In the Maldives, the president is elected by a majority or more than fifty (50%) percent of the votes cast. When a candidate does not receive a majority of the votes, the election then proceeds to a runoff (or second round), which are mandated to be held no less than 21 days following the election. In a runoff round, the candidates among the two who receives fifty (50%) percent of the valid votes cast, are elected to the office of the president. 

The official results of the voting are announced by the Elections Commission and published in the government gazette within seven days of the voting day of the presidential elections.

Candidates

Confirmed

Maldivian Democratic Party
The Maldivian Democratic Party held primary elections to choose its presidential candidate on 28 January 2023.  Nasheed accused Solih of trying to rig the presidential primary.

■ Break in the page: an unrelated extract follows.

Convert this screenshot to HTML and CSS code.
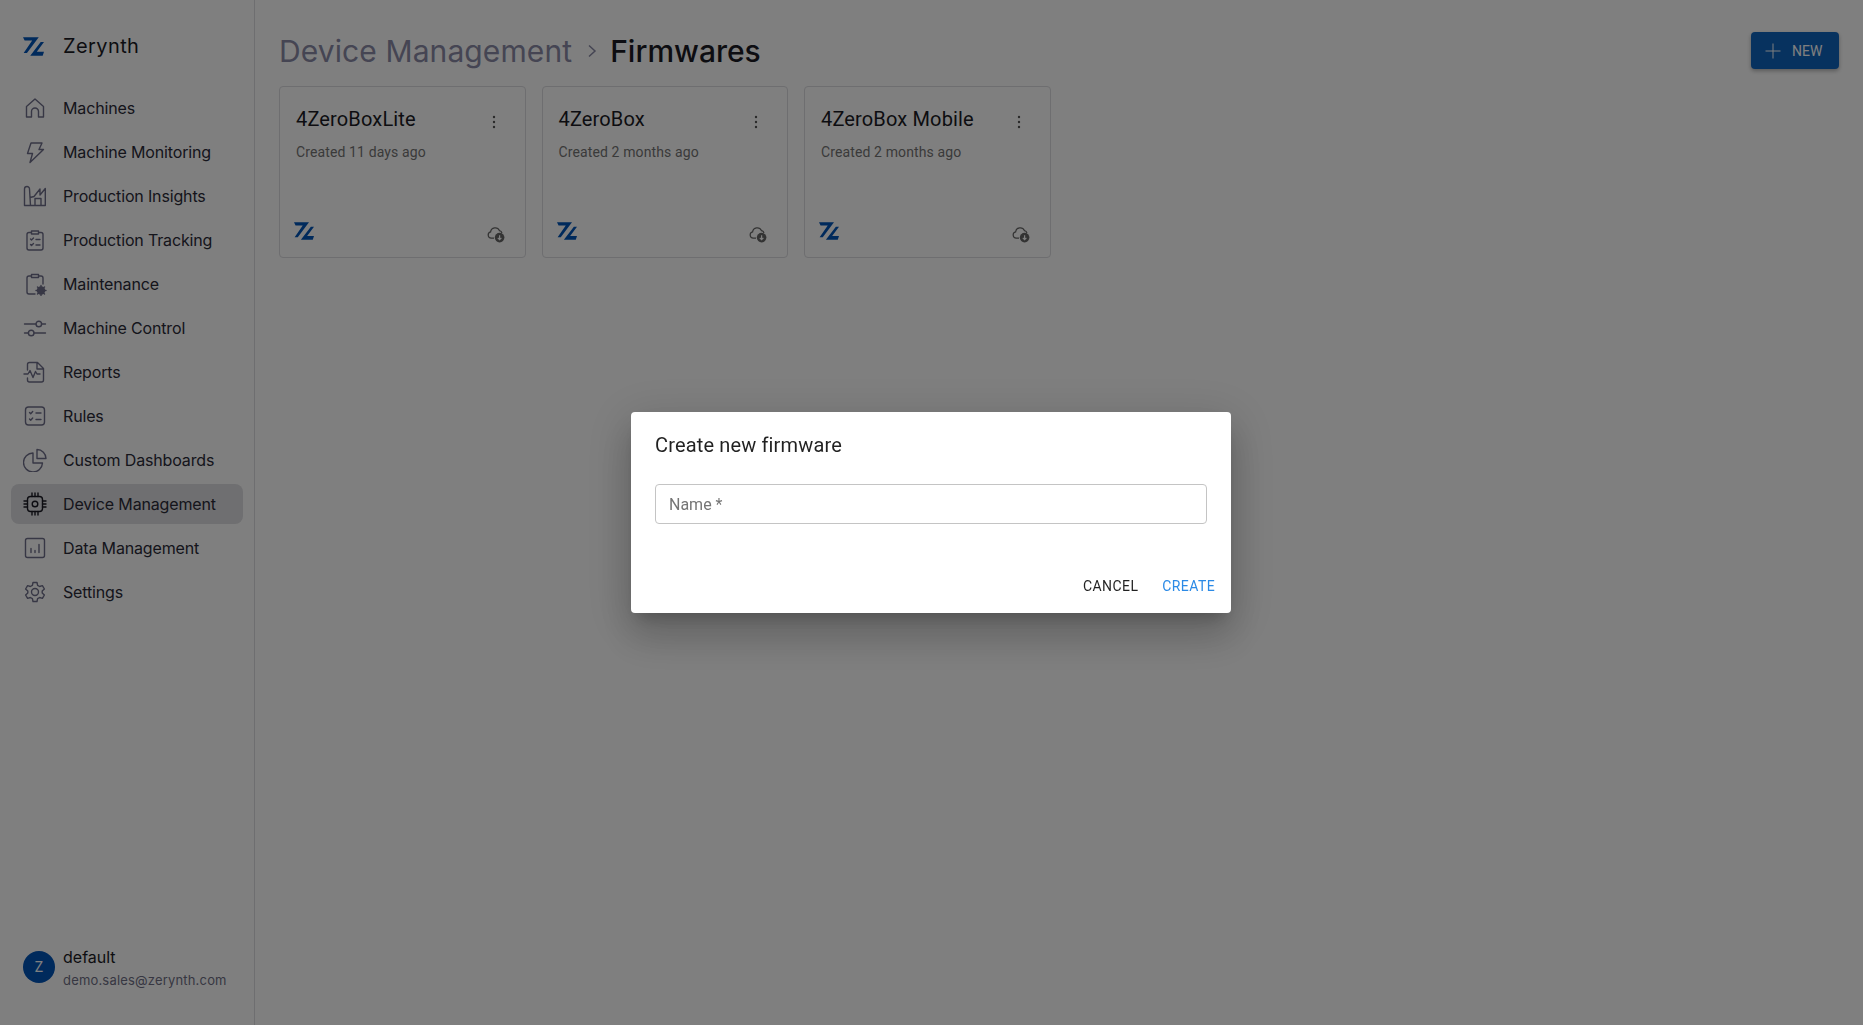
FILE: index.html
```html
<!DOCTYPE html>
<html lang="en">
<head>
  <meta charset="UTF-8" />
  <title>Zerynth - Firmwares</title>
  <link rel="stylesheet" href="styles.css">
</head>
<body>

  <svg class="defs" width="0" height="0">
    <symbol id="logo" viewBox="0 0 64 56">
      <path d="M0 0H48L12 48H2L28 10H5Z" />
      <path d="M54 14H64L42 44H64L60 56H22Z" />
    </symbol>
    <symbol id="cloud" viewBox="0 0 18 18">
      <path class="thin" d="M7 13.200H4.200a3.200 3.200 0 0 1-.6-6.300A4.600 4.600 0 0 1 12.400 5.600 3.200 3.200 0 0 1 15 8" />
      <circle class="dark" cx="12.600" cy="12.600" r="4.800" />
      <path class="white" d="M12.600 10.200v4.400M10.800 12.900l1.800 1.800 1.800-1.800" />
    </symbol>
    <symbol id="dots" viewBox="0 0 4 14">
      <circle cx="2" cy="2" r="1.200" />
      <circle cx="2" cy="7" r="1.200" />
      <circle cx="2" cy="12" r="1.200" />
    </symbol>
  </svg>

  <div class="app">
    <!-- Sidebar -->
    <aside class="sidebar">
      <div class="brand">
        <svg class="brand-logo"><use href="#logo"/></svg>
        <span>Zerynth</span>
      </div>

      <nav class="nav">
        <a class="nav-item">
          <svg class="nav-icon" viewBox="0 0 24 24"><path d="M3.500 21v-10.500L12 3l8.500 7.500V21h-5v-5.500a3.500 3.500 0 0 0-7 0V21z"/></svg>
          <span>Machines</span>
        </a>
        <a class="nav-item">
          <svg class="nav-icon" viewBox="0 0 24 24"><path d="M8 3h11l-3 6.500h4.500L7 22.500 9.500 13.500H4.500z"/></svg>
          <span>Machine Monitoring</span>
        </a>
        <a class="nav-item">
          <svg class="nav-icon" viewBox="0 0 24 24"><path d="M1.500 21.500V5a2.500 2.500 0 0 1 5 0l1 16.500zM7.300 21.500h15v-17L17 11V5l-6 7.500-3.900 1M12 21.500v-7h6v7"/></svg>
          <span>Production Insights</span>
        </a>
        <a class="nav-item">
          <svg class="nav-icon" viewBox="0 0 24 24"><path d="M8.500 4.500H6a2 2 0 0 0-2 2V20a2 2 0 0 0 2 2h12a2 2 0 0 0 2-2V6.500a2 2 0 0 0-2-2h-2.500M8.500 3h7v3h-7zM7.500 11l1 1 2-2M7.500 16.500l1 1 2-2M13 11.500h4M13 17h4"/></svg>
          <span>Production Tracking</span>
        </a>
        <a class="nav-item">
          <svg class="nav-icon" viewBox="0 0 24 24"><path d="M8.500 4H6a2 2 0 0 0-2 2v14a2 2 0 0 0 2 2h6M15.500 4H18a2 2 0 0 1 2 2v6M8.500 2.500h7v3h-7z"/><circle class="fill" cx="18" cy="18.500" r="3.500"/><path class="gear" d="M18 13.500v10M13 18.500h10M14.500 15l7 7M21.500 15l-7 7"/></svg>
          <span>Maintenance</span>
        </a>
        <a class="nav-item">
          <svg class="nav-icon" viewBox="0 0 24 24"><path d="M1.500 8h11.500M18.500 8h4M1.500 17h4M11 17h11.500"/><circle cx="15.800" cy="8" r="2.800"/><circle cx="8.200" cy="17" r="2.800"/></svg>
          <span>Machine Control</span>
        </a>
        <a class="nav-item">
          <svg class="nav-icon" viewBox="0 0 24 24"><path d="M4.500 10V4.500a2 2 0 0 1 2-2h8l6 6V20a2 2 0 0 1-2 2H6.500a2 2 0 0 1-2-2v-2M14 2.500V9h6.500M1 14h4l2-3.500 3 7 2.500-6 1.500 2.500h3"/></svg>
          <span>Reports</span>
        </a>
        <a class="nav-item">
          <svg class="nav-icon" viewBox="0 0 24 24"><rect x="2.500" y="3" width="19" height="18" rx="3"/><path d="M6.500 8.500l1.200 1.200 2-2.200M6.500 15l1.200 1.200 2-2.200M13 9h5M13 15.500h5"/></svg>
          <span>Rules</span>
        </a>
        <a class="nav-item">
          <svg class="nav-icon" viewBox="0 0 24 24"><path d="M10 5a9.500 9.500 0 1 0 9.500 10H10zM14 1.500a9 9 0 0 1 9 9h-9z"/></svg>
          <span>Custom Dashboards</span>
        </a>
        <a class="nav-item active">
          <svg class="nav-icon" viewBox="0 0 24 24"><rect x="4.500" y="4.500" width="15" height="15" rx="3"/><circle cx="12" cy="12" r="2.800"/><path d="M9 1v3.500M12 1v3.500M15 1v3.500M9 19.500V23M12 19.500V23M15 19.500V23M1 9h3.500M1 12h3.500M1 15h3.500M19.500 9H23M19.500 12H23M19.500 15H23"/></svg>
          <span>Device Management</span>
        </a>
        <a class="nav-item">
          <svg class="nav-icon" viewBox="0 0 24 24"><rect x="2.500" y="2.500" width="19" height="19" rx="2"/><path d="M8 16.500v-4M12 16.500v-2M16 16.500v-8"/></svg>
          <span>Data Management</span>
        </a>
        <a class="nav-item">
          <svg class="nav-icon" viewBox="0 0 24 24"><circle cx="12" cy="12" r="3.500"/><path d="M10 2.500h4l.6 2.900 2 1.100 2.800-.9 2 3.400-2.200 2v2l2.200 2-2 3.400-2.800-.9-2 1.100-.6 2.900h-4l-.6-2.900-2-1.100-2.800.9-2-3.400 2.200-2v-2l-2.200-2 2-3.400 2.800.9 2-1.100z"/></svg>
          <span>Settings</span>
        </a>
      </nav>

      <div class="user">
        <div class="avatar">Z</div>
        <div class="user-text">
          <div class="user-name">default</div>
          <div class="user-mail">demo.sales@zerynth.com</div>
        </div>
      </div>
    </aside>

    <!-- Main -->
    <main class="main">
      <header class="page-head">
        <div class="crumbs">
          <span class="crumb-parent">Device Management</span>
          <svg class="crumb-sep" viewBox="0 0 12 16"><path d="M3 2.500 9 8l-6 5.500"/></svg>
          <span class="crumb-current">Firmwares</span>
        </div>
        <button class="new-btn">
          <svg class="new-plus" viewBox="0 0 16 16"><path d="M8 0.500v15M0.500 8h15"/></svg>
          NEW
        </button>
      </header>

      <section class="cards">
        <article class="card">
          <div class="card-top">
            <div>
              <div class="card-title">4ZeroBoxLite</div>
              <div class="card-sub">Created 11 days ago</div>
            </div>
            <svg class="card-dots"><use href="#dots"/></svg>
          </div>
          <div class="card-bottom">
            <svg class="card-logo"><use href="#logo"/></svg>
            <svg class="card-cloud"><use href="#cloud"/></svg>
          </div>
        </article>
        <article class="card">
          <div class="card-top">
            <div>
              <div class="card-title">4ZeroBox</div>
              <div class="card-sub">Created 2 months ago</div>
            </div>
            <svg class="card-dots"><use href="#dots"/></svg>
          </div>
          <div class="card-bottom">
            <svg class="card-logo"><use href="#logo"/></svg>
            <svg class="card-cloud"><use href="#cloud"/></svg>
          </div>
        </article>
        <article class="card">
          <div class="card-top">
            <div>
              <div class="card-title">4ZeroBox Mobile</div>
              <div class="card-sub">Created 2 months ago</div>
            </div>
            <svg class="card-dots"><use href="#dots"/></svg>
          </div>
          <div class="card-bottom">
            <svg class="card-logo"><use href="#logo"/></svg>
            <svg class="card-cloud"><use href="#cloud"/></svg>
          </div>
        </article>
      </section>
    </main>
  </div>

  <!-- Modal -->
  <div class="backdrop">
    <div class="dialog">
      <h2 class="dialog-title">Create new firmware</h2>
      <div class="field">Name *</div>
      <div class="dialog-actions">
        <button class="text-btn">CANCEL</button>
        <button class="text-btn primary">CREATE</button>
      </div>
    </div>
  </div>

</body>
</html>
```

FILE: styles.css
```css
* {
  box-sizing: border-box;
}

body {
  margin: 0;
  background: #fff;
  color: #1b1b24;
  font-family: 'Inter', 'Noto Sans', sans-serif;
  overflow: hidden;
}

.defs {
  display: block;
  height: 0;
}

.app {
  display: flex;
  height: 1025px;
}

.sidebar {
  display: flex;
  flex-direction: column;
  flex: 0 0 255px;
  border-right: 1px solid #dcdce0;
  padding: 0 11px;
}

.brand {
  display: flex;
  align-items: center;
  gap: 19px;
  height: 46px;
  margin-top: 23px;
  padding-left: 12px;
  font-size: 20px;
  letter-spacing: 0.4px;
}

.brand-logo {
  width: 21px;
  height: 19px;
  fill: #0054b8;
}

.nav {
  display: flex;
  flex-direction: column;
  gap: 4px;
  margin-top: 19px;
}

.nav-item {
  display: flex;
  align-items: center;
  gap: 16px;
  height: 40px;
  padding-left: 12px;
  border-radius: 8px;
  font-size: 16px;
  letter-spacing: -0.15px;
  color: #2b2b38;
  white-space: nowrap;
}

.nav-item.active {
  background: #dedee2;
}

.nav-icon {
  flex: none;
  width: 24px;
  height: 24px;
  fill: none;
  stroke: #6f6f8a;
  stroke-width: 1.4;
  stroke-linecap: round;
  stroke-linejoin: round;
}

.nav-item.active .nav-icon {
  stroke: #1b1b24;
}

.nav-icon .fill {
  fill: #6f6f8a;
}

.nav-icon .gear {
  stroke-dasharray: 1.200 7.600;
}

.user {
  display: flex;
  align-items: center;
  gap: 8px;
  margin-top: auto;
  margin-bottom: 34px;
  padding-left: 12px;
}

.avatar {
  display: flex;
  align-items: center;
  justify-content: center;
  width: 32px;
  height: 32px;
  margin-bottom: 4px;
  border-radius: 50%;
  background: #0054b8;
  color: #fff;
  font-family: 'Roboto', sans-serif;
  font-size: 14px;
}

.user-name {
  font-size: 16px;
  line-height: 22px;
}

.user-mail {
  margin-top: 2px;
  font-size: 13px;
  letter-spacing: 0.18px;
  line-height: 21px;
  color: #6f6f85;
}

.main {
  flex: 1;
  padding: 32px 24px 0;
}

.page-head {
  display: flex;
  align-items: center;
  justify-content: space-between;
  height: 37px;
}

.crumbs {
  display: flex;
  align-items: center;
  gap: 12px;
  font-size: 30px;
  margin-top: 1px;
}

.crumb-parent {
  color: #8a8aa6;
  letter-spacing: 0.1px;
}

.crumb-sep {
  width: 12px;
  height: 16px;
  margin-left: 2px;
  fill: none;
  stroke: #8a8aa6;
  stroke-width: 1.5;
}

.crumb-current {
  color: #1b1b24;
  font-weight: 500;
}

.new-btn {
  display: flex;
  align-items: center;
  gap: 11px;
  width: 88px;
  height: 37px;
  padding: 0 0 0 14px;
  border: none;
  border-radius: 4px;
  background: #0f65bf;
  color: #fff;
  font-family: 'Roboto', sans-serif;
  font-size: 14px;
  box-shadow: 0 2px 4px rgba(0, 0, 0, 0.3);
}

.new-plus {
  width: 16px;
  height: 16px;
  fill: none;
  stroke: #fff;
  stroke-width: 1;
}

.cards {
  display: flex;
  gap: 16px;
  margin-top: 17px;
}

.card {
  display: flex;
  flex-direction: column;
  justify-content: space-between;
  width: 246.5px;
  height: 172px;
  padding: 20px 16px 14px 16px;
  border: 1px solid #dcdce0;
  border-radius: 4px;
  font-family: 'Roboto', sans-serif;
}

.card-top {
  display: flex;
  justify-content: space-between;
}

.card-title {
  font-size: 20px;
  letter-spacing: 0.15px;
  line-height: 24px;
  color: #1b1b24;
}

.card-sub {
  margin-top: 11px;
  font-size: 14px;
  letter-spacing: 0.12px;
  line-height: 20px;
  color: #757575;
}

.card-dots {
  width: 4px;
  height: 14px;
  margin: 8px 13px 0 0;
  fill: #555;
}

.card-bottom {
  display: flex;
  justify-content: space-between;
  align-items: flex-end;
}

.card-logo {
  width: 20px;
  height: 18px;
  margin: 0 0 3px -2px;
  fill: #0054b8;
}

.card-cloud {
  width: 18px;
  height: 18px;
  margin-right: 4px;
}

#cloud .thin {
  fill: none;
  stroke: #666;
  stroke-width: 1.2;
}

#cloud .dark {
  fill: #666;
}

#cloud .white {
  fill: none;
  stroke: #fff;
  stroke-width: 1.2;
}

/* Modal */
.backdrop {
  position: fixed;
  inset: 0;
  display: flex;
  align-items: center;
  justify-content: center;
  padding-right: 1px;
  background: rgba(0, 0, 0, 0.5);
}

.dialog {
  width: 600px;
  height: 201px;
  padding: 17px 16px 0 24px;
  border-radius: 4px;
  background: #fff;
  box-shadow: 0 11px 15px -7px rgba(0, 0, 0, 0.2), 0 24px 38px 3px rgba(0, 0, 0, 0.14), 0 9px 46px 8px rgba(0, 0, 0, 0.12);
  font-family: 'Roboto', sans-serif;
}

.dialog-title {
  margin: 0;
  font-size: 20px;
  font-weight: 400;
  letter-spacing: 0.15px;
  line-height: 32px;
  color: rgba(0, 0, 0, 0.87);
}

.field {
  display: flex;
  align-items: center;
  width: 552px;
  height: 40px;
  margin-top: 23px;
  padding-left: 13px;
  border: 1px solid #c4c4c4;
  border-radius: 4px;
  font-size: 16px;
  color: #757575;
}

.dialog-actions {
  display: flex;
  justify-content: flex-end;
  gap: 24px;
  margin-top: 52px;
}

.text-btn {
  padding: 0;
  border: none;
  background: none;
  font-family: 'Roboto', sans-serif;
  font-size: 14px;
  line-height: 20px;
  font-weight: 400;
  letter-spacing: 0.4px;
  color: rgba(0, 0, 0, 0.87);
}

.text-btn.primary {
  color: #2b8ae6;
}
```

The Chairperson of Maldivian Democratic Party, Fayyaz Ismail, defended the primaries, reiterating that they will be held in accordance with the party constitution.

 Ibrahim Mohamed Solih, incumbent president and member of Maldivian Democratic Party.
 Mohamed Nasheed, incumbent speaker of the People's Majlis and leader of Maldivian Democratic Party.

Progressive Party of Maldives–People's National Congress 
Nominated by Progressive Party of Maldives and People's National Congress.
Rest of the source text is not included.